Beneath this task is a listing. State how many of its lines include the string "React", giving nothing but the number.

# # # # # # #

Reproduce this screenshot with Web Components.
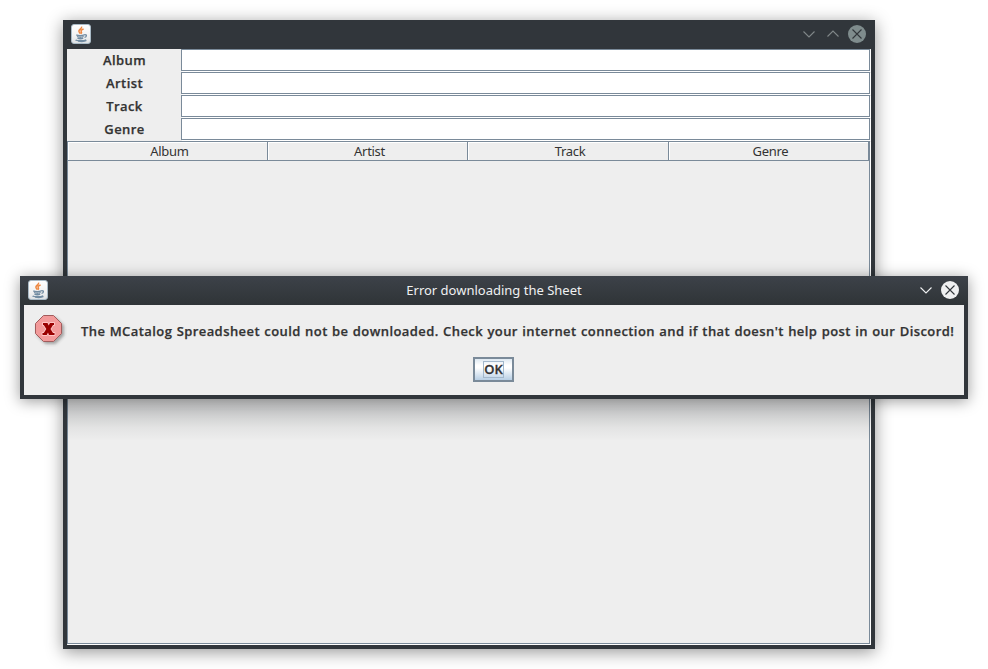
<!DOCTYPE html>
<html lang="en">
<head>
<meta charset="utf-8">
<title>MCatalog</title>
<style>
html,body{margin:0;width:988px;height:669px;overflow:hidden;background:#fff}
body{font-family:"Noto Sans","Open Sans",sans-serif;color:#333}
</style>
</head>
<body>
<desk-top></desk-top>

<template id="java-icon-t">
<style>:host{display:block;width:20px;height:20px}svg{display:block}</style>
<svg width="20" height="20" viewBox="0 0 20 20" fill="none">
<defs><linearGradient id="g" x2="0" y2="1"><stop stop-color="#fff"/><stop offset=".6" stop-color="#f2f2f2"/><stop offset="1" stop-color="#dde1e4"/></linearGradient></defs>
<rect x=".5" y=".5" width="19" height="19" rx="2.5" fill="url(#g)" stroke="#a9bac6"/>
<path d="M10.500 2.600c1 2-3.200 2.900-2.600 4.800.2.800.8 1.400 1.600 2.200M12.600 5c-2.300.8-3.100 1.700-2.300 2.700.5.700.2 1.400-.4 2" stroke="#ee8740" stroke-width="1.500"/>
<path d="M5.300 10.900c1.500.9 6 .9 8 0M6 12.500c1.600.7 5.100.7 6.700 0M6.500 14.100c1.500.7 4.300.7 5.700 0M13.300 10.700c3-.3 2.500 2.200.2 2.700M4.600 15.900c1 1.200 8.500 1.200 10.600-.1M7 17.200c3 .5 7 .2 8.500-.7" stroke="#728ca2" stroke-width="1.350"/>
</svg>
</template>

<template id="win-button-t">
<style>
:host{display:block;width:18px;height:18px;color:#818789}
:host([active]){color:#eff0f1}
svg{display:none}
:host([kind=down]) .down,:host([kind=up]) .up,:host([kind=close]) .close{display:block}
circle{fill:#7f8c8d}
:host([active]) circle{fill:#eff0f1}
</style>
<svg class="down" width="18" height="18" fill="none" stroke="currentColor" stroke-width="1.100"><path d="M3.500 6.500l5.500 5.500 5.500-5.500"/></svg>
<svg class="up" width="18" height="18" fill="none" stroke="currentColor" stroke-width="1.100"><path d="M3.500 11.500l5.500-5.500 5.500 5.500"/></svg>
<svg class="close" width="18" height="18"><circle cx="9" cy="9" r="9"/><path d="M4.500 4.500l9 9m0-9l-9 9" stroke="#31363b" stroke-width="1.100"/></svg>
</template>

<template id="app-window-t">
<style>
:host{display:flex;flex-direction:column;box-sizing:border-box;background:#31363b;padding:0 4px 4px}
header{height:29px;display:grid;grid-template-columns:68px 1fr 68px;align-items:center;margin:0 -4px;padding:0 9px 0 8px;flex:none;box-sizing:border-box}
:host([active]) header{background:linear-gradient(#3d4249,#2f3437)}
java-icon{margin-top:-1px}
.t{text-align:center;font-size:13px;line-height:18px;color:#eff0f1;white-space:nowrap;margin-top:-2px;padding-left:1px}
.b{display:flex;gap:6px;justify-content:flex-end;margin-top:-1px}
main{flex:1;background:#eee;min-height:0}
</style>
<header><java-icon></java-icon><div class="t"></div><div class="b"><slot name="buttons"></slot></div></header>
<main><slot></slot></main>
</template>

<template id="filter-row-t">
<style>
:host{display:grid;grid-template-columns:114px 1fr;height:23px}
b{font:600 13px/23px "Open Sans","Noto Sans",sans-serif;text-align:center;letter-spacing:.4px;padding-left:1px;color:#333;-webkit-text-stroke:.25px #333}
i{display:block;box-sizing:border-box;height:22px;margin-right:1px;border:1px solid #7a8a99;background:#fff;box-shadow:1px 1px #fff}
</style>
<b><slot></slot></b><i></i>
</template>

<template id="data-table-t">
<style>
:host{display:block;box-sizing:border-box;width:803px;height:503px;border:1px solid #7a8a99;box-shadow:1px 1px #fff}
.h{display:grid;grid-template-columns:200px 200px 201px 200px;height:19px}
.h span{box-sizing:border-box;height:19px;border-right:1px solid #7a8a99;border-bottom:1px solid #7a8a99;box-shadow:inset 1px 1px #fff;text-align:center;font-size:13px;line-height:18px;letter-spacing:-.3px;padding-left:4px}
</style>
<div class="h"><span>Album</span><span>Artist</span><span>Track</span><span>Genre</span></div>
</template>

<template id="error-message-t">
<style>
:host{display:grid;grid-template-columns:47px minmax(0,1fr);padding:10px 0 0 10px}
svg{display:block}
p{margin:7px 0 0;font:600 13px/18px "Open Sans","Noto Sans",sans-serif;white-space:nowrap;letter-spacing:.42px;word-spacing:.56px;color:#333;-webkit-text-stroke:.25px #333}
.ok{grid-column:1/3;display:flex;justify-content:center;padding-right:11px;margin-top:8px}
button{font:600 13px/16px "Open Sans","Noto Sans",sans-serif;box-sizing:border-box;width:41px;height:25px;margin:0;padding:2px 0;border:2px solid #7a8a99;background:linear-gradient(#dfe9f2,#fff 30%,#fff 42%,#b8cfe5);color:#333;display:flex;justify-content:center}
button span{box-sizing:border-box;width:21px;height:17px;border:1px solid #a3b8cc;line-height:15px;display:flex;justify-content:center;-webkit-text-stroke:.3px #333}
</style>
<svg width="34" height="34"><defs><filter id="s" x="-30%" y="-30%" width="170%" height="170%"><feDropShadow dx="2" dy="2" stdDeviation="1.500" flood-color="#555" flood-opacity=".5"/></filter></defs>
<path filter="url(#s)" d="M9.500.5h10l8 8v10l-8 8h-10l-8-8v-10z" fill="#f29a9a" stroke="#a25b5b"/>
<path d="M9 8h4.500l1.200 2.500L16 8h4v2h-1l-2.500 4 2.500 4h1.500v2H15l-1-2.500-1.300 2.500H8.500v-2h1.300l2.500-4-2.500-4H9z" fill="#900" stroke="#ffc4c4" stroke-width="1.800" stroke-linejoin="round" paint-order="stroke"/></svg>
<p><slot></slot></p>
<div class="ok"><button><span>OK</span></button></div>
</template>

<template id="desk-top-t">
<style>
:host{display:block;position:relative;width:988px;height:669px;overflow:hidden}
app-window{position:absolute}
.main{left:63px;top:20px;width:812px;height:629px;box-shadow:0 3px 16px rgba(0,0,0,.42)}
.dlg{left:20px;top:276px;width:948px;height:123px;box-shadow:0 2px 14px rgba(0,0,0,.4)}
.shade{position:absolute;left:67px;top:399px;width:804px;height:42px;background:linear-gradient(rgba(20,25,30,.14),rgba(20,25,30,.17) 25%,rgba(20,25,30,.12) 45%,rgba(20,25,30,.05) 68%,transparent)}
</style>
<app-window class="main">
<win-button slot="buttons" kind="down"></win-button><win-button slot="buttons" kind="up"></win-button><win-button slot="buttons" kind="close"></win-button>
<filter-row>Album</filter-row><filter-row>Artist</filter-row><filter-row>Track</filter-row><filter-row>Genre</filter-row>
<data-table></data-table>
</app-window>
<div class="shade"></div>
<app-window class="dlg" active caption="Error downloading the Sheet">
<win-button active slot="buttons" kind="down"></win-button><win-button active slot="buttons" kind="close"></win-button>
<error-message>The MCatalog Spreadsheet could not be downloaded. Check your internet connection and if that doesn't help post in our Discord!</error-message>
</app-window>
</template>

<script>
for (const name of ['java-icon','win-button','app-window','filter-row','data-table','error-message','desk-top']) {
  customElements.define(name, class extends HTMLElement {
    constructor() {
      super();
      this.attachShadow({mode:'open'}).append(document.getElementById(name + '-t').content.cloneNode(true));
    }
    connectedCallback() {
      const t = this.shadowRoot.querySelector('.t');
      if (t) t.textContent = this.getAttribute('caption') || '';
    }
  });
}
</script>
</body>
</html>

# # # # # # #

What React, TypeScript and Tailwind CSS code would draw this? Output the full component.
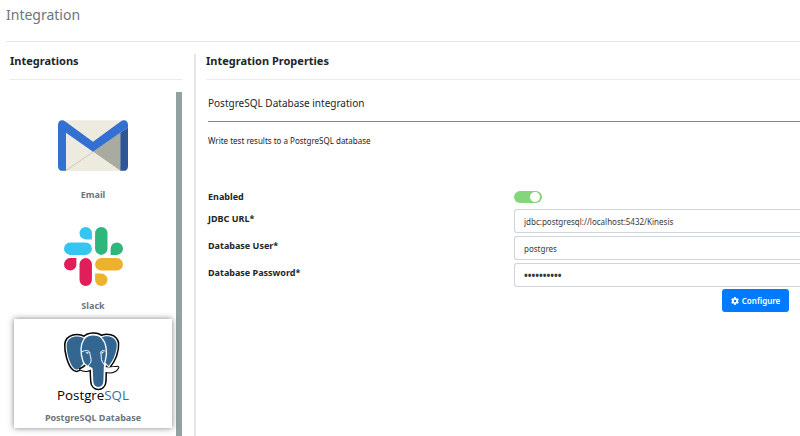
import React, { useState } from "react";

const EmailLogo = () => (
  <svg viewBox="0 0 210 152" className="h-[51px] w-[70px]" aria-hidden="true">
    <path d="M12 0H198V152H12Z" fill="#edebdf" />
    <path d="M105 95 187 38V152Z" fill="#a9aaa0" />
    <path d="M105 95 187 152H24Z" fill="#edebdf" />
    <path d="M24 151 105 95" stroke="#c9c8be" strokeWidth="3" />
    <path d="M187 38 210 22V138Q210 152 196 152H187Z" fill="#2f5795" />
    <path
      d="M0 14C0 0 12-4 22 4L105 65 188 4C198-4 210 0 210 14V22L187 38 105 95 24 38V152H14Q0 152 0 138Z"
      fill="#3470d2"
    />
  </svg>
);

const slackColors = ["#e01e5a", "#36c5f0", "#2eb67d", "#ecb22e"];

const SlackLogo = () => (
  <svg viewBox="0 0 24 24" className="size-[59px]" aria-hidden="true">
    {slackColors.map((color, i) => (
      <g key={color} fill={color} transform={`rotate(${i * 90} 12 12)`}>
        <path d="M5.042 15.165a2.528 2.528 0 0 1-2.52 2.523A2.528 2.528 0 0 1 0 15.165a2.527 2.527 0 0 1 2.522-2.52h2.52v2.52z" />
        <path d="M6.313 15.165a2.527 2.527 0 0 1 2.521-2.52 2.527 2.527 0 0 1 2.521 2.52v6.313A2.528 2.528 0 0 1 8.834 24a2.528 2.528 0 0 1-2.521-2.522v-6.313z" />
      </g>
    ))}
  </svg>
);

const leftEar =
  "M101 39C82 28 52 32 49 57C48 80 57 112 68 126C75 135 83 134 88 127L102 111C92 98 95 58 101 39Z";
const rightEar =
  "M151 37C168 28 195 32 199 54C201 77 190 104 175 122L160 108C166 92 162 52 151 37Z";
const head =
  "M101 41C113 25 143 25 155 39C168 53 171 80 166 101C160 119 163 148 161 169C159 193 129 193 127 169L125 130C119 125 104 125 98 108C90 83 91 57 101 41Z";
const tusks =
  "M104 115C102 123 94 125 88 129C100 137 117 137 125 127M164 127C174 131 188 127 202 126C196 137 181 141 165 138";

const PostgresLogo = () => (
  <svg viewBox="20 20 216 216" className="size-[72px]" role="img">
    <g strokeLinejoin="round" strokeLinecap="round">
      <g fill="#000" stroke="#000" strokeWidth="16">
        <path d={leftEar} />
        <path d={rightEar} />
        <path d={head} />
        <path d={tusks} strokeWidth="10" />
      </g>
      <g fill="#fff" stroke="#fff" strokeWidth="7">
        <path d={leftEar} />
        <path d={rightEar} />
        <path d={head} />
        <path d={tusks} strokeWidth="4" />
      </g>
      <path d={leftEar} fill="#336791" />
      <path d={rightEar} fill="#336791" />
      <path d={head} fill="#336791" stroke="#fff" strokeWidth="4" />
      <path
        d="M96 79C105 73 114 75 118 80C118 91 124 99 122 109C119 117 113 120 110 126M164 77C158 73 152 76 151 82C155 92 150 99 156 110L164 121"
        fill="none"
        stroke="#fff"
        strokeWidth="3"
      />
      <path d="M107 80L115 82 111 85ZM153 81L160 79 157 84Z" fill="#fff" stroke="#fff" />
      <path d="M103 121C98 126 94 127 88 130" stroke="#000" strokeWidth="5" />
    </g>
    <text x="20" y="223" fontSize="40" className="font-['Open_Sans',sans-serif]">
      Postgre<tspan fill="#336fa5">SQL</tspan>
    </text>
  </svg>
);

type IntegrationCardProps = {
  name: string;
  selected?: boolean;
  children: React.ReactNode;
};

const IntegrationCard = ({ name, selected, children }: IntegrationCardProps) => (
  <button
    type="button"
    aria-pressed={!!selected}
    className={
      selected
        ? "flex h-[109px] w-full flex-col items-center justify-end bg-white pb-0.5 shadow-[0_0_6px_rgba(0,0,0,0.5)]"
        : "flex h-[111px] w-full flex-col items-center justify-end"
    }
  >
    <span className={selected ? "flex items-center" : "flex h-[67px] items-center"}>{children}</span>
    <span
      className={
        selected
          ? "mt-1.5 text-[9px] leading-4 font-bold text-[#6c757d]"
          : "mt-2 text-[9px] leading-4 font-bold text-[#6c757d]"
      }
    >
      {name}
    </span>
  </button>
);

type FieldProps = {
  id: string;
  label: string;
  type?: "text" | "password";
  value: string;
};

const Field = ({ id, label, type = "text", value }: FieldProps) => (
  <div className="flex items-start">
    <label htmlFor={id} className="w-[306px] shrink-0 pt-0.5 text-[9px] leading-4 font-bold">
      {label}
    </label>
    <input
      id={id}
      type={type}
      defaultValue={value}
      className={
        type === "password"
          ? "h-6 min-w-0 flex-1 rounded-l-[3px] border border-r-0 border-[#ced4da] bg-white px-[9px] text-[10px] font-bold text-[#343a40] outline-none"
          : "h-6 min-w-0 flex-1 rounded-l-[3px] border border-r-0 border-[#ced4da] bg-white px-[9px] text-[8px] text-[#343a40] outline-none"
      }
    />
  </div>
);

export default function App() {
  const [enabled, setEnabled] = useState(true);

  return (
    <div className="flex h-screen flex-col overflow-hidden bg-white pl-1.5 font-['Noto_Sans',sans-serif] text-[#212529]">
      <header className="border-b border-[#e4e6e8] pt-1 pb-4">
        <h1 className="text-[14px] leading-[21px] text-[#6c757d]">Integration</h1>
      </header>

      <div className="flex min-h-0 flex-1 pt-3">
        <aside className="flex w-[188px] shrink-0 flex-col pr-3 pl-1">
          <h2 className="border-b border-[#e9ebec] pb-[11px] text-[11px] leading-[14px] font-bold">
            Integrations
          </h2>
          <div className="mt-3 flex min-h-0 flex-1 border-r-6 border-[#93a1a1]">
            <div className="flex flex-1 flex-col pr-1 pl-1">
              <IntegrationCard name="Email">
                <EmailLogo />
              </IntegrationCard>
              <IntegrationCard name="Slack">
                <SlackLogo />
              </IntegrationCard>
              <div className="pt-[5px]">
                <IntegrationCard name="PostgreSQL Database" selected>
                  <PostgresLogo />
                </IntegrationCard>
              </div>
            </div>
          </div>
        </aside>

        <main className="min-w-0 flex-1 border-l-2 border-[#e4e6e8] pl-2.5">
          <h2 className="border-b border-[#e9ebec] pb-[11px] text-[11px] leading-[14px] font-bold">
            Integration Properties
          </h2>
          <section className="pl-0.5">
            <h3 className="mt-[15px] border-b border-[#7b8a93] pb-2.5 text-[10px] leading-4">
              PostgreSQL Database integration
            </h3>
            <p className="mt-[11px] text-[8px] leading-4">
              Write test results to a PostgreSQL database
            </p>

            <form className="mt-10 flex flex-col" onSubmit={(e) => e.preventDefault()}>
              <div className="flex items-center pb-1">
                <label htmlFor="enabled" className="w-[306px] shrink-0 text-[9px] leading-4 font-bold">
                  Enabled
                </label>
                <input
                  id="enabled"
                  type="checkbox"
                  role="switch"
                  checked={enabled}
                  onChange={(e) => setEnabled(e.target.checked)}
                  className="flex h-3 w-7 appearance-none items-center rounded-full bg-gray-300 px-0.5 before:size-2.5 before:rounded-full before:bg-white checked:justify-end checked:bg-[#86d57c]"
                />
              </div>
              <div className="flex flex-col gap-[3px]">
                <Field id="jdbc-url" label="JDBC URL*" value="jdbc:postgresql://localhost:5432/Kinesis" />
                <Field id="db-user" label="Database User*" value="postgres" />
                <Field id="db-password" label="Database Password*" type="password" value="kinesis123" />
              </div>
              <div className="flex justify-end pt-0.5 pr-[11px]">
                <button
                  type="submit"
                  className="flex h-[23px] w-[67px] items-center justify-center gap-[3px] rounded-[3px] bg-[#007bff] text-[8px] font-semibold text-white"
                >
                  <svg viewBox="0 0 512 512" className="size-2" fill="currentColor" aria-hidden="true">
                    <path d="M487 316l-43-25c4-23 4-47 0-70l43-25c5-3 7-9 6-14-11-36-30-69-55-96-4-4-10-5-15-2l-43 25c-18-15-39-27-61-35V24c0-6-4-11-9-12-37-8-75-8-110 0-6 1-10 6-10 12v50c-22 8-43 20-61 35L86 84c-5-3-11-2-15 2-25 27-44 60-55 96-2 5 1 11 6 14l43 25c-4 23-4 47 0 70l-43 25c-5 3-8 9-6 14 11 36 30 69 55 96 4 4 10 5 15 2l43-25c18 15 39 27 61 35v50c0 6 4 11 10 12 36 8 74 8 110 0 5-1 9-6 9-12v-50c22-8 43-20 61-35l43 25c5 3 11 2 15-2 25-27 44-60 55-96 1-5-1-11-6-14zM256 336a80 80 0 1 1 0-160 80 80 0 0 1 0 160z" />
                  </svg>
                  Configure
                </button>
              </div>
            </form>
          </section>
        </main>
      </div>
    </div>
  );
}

# # # # # # #

## Exercise response
3